But experts have suspected since the 1950s another painting was hidden on the canvas, said Sue Frank, assistant curator for the Phillips Collection in Washington, which owns the painting.
In 2008, an infrared analysis of the canvas gave a preliminary confirmation there was a painting behind the painting, but it was only in recent months, through testing of the pigments, that experts were able to say with confidence that "this unknown portrait is a Picasso painting," Frank said.
The testing was done by the museum, which has held the work since 1927, in collaboration with Washington's National Gallery of Art, Delaware's Winterthur Museum, and Cornell University.
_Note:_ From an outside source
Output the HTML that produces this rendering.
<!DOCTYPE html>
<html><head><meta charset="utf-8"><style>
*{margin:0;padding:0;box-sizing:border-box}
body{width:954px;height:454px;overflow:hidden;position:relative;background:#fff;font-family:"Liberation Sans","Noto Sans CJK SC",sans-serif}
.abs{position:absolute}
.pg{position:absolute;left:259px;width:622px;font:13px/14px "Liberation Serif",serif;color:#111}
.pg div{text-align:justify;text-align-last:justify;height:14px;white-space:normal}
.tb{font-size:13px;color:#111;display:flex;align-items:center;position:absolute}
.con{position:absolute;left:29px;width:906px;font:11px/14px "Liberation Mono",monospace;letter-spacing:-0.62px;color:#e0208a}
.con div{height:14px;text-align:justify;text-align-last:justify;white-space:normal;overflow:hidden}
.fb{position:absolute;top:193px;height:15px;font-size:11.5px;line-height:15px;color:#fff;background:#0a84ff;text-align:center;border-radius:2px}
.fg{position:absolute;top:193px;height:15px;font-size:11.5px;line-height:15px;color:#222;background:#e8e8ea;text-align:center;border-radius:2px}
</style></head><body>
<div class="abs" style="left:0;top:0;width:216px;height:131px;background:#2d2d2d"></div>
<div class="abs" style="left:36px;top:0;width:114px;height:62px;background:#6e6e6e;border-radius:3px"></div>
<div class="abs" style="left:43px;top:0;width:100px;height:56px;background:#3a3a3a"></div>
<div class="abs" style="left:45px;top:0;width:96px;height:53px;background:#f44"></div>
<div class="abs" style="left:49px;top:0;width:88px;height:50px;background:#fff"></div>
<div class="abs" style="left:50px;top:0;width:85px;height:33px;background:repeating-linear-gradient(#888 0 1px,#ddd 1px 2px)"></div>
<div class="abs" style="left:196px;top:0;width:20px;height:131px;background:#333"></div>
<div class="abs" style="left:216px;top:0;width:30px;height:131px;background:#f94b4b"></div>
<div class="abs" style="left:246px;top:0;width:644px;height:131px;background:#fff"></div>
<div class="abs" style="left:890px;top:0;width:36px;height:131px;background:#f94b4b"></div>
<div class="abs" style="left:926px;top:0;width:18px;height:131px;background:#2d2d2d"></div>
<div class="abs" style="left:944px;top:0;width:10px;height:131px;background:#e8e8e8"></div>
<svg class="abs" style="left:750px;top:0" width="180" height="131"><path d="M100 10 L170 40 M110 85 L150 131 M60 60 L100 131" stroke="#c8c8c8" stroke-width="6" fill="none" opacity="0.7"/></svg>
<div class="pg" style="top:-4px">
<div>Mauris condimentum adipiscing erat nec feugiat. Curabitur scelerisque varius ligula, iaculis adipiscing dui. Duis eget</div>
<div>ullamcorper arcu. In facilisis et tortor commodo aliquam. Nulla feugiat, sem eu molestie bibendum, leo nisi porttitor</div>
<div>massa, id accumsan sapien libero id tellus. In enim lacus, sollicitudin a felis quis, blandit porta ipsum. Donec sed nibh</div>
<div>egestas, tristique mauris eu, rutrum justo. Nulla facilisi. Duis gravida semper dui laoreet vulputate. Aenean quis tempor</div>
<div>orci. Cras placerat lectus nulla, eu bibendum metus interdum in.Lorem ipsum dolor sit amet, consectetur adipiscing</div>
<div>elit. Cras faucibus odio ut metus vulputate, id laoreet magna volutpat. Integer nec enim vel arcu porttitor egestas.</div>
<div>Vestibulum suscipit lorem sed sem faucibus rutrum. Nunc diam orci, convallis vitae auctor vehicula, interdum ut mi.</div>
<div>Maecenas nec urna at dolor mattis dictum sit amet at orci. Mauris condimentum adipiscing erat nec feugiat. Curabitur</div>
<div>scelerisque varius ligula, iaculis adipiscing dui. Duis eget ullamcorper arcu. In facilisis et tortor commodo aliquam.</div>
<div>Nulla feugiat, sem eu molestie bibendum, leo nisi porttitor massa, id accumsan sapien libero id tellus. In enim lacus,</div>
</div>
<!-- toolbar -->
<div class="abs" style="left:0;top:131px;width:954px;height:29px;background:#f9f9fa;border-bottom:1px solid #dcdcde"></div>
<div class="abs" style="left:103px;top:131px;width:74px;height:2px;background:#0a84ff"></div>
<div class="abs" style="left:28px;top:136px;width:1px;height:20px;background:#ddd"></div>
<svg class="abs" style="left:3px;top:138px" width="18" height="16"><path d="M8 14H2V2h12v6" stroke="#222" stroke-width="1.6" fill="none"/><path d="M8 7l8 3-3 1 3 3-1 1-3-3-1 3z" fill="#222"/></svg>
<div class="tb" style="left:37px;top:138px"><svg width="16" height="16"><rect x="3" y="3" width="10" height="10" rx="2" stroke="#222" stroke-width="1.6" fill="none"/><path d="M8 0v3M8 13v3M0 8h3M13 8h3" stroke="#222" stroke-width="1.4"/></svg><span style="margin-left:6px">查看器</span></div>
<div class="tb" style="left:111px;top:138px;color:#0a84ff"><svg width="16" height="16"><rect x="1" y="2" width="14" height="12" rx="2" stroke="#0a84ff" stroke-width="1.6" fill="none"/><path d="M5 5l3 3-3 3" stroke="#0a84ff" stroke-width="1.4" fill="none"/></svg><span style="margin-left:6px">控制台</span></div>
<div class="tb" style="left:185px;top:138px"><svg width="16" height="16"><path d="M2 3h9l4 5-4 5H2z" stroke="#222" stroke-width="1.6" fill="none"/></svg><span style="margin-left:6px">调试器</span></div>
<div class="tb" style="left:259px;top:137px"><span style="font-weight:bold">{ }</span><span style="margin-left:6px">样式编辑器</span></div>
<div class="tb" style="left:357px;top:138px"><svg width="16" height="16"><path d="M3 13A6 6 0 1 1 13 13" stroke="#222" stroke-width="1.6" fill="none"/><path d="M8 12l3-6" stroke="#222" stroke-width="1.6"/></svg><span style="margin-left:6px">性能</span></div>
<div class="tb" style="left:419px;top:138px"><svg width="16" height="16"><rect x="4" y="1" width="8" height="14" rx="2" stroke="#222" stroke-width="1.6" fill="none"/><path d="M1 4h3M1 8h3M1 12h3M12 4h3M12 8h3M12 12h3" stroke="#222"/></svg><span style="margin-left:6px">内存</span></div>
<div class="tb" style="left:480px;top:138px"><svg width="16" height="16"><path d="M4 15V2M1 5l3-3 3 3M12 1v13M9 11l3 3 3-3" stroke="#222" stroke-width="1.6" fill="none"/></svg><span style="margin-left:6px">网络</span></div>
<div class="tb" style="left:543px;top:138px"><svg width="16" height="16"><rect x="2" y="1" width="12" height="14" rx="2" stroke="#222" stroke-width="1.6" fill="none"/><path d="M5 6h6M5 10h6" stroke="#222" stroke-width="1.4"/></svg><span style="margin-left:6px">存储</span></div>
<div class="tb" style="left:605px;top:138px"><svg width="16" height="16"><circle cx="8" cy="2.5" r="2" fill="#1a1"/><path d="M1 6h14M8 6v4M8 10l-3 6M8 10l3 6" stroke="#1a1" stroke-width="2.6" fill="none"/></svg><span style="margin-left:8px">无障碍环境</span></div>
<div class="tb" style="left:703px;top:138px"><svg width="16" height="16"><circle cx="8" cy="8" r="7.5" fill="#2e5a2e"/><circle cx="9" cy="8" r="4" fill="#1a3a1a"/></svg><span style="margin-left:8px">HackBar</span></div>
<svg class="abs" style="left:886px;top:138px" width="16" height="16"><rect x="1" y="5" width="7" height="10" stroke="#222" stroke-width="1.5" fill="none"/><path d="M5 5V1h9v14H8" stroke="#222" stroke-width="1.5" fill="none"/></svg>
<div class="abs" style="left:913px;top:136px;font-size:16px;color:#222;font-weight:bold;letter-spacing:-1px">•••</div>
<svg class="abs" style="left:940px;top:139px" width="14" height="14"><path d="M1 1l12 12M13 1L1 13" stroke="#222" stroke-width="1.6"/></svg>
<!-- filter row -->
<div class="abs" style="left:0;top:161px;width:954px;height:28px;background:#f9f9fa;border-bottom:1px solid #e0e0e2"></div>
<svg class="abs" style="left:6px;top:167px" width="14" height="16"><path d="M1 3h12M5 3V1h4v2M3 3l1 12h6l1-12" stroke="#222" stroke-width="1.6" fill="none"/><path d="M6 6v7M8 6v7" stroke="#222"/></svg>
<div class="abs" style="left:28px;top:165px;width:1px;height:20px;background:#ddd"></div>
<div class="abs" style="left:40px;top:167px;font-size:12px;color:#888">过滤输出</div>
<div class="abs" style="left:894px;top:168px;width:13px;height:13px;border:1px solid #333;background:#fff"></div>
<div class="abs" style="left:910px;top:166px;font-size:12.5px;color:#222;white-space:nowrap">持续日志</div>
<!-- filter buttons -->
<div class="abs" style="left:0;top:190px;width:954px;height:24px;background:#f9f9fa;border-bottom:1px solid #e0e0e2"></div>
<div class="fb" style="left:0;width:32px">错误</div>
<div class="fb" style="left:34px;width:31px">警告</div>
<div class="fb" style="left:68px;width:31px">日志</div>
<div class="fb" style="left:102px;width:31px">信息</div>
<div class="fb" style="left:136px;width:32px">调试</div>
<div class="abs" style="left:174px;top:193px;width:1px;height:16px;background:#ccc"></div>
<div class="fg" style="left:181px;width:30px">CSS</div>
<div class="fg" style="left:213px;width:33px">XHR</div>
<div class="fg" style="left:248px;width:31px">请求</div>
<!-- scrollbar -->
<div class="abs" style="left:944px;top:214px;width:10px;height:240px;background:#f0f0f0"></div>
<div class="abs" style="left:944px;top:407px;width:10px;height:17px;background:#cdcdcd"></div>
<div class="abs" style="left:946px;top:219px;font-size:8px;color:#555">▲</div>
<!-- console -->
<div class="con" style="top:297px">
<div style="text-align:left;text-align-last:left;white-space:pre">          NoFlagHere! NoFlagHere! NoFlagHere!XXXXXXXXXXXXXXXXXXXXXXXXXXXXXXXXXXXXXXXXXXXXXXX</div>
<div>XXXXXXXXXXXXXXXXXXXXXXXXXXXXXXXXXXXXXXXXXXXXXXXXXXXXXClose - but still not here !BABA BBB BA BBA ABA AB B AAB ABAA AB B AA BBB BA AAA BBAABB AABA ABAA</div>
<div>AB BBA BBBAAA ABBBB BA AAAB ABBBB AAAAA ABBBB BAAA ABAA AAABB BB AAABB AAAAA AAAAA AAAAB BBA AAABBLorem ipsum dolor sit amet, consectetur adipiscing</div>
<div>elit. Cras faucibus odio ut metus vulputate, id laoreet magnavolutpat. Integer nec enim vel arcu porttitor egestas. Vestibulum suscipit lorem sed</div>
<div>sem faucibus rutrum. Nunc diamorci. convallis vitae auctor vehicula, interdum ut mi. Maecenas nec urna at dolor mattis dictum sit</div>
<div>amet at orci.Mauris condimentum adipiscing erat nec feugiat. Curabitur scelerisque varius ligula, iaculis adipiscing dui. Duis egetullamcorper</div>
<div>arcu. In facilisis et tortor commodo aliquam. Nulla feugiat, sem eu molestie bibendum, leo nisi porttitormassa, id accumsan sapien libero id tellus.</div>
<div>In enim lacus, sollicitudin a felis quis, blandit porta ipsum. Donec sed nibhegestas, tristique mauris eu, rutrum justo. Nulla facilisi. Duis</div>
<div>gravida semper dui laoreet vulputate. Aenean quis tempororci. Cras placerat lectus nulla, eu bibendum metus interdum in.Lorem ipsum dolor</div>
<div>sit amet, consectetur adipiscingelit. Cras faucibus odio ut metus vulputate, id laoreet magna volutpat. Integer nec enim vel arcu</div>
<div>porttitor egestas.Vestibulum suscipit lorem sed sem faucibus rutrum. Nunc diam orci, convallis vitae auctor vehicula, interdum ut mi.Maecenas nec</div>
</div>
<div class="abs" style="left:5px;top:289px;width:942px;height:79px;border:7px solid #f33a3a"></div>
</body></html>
Now the investigation will continue as experts try to identify just who the man in the painting is.
He looks to be in his 40s and, by his clothing, appears to be relatively well-off, Frank said. Some names suggested include art dealer Ambroise Vollard and critic Gustave Coquiot -- but for the moment, nothing is a perfect match.
Back then, "canvas was expensive and (Picasso) was very poor," said Frank, explaining why the artist may have chosen to reuse the same canvas.
"The Blue Room" isn't the only example of a painting over a painting, she added.
The discovery will permit the art community to "increase our understanding of (Picasso), how he became this incredible artist," the curator said.
The painting is currently part of a traveling exhibit in South Korea but will star in a display in Washington in 2017.